# Baby Watch...



## BlaqueUnicornAdventures (May 14, 2014)

Aloha everyone,
So last year I ended up with a rescued Ibex/feral goat hybrid (assumably an escapee from a game farm here on island. Anyway, she has been an interesting addition She is in a great many ways, just not quite like the other domestic goats I own: she is always a bit skittish, gets loose frequently,
she is often found ON THE ROOF, I've actually watched her jump 7 feet straight up from a stand still, and she is just sort of smaller and kind of "deer like" compared to the other goats I own. And since she is always in some kind of ridiculous trouble her name (which she knows) is "The Dang Ibex!"
...stop looking at me like that, if you could see the ridiculous amount of bizarre trouble this goat gets into, I mean any time anything goes wrong (and with her it's more often than not) you go to see the goats and which one is it? ...ALWAYS, without fail, (say it with me) "The Dang Ibex!"

So since she IS the epitome of "chaos and mayhem" to live with, you may ask "WHY keep her?" Well, she does have a great many redeeming qualities. I am kind of attached to her because she is a rescue, she had been terrorizing a friend of mine's neighborhood... And constantly waking up tenants in her vacation rental property by stomping around and urinating frequently on the roof.
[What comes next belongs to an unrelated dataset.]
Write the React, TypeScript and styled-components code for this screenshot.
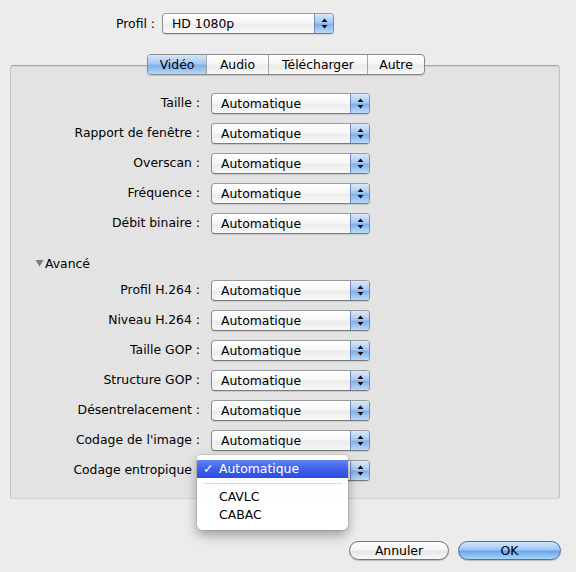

Also, my other goats are HIKERS (just starting to carry bags!) and when I take her up difficult areas, the kind of agility she displays so effortlessly puts my other goats to shame (and the OTHER goats in this case are freaking amazing athletes, but TFIBEX is just astonishing to watch in action on the trail) plus she just likes me... I have no idea why she decided this, since she had every reason to NOT like me (she was a yearling when I caught her by bringing over my orphan kids, when she saw them she attempted to
Head ram them, and I grabbed her horns, tackled her, hog tied her, threw her in the back seat of the car... And had planned on driving her down to meet a friend of mine to get invited to dinner... But she just instantly decided I was her person and didn't want to let me out of her sight. Even managed to get on the second floor lanai to get into the house to follow me into the washroom. (Like I said, ridiculous stuff!) anyway she has become one of my favorite oddballs.

So she is approximately (rescue so don't know exactly how old she is) 2 years, and she was bred about 5 months ago, on baby watch. I know she is a first freshener, and she started making a cute little udder about 3 weeks ago... She is bred to a dominant black Alpine/Boer/Kiko buck. I am super excited to see how this works out...but baby watch just kind of makes you a bit crazy you know?


----------



## BlaqueUnicornAdventures (May 14, 2014)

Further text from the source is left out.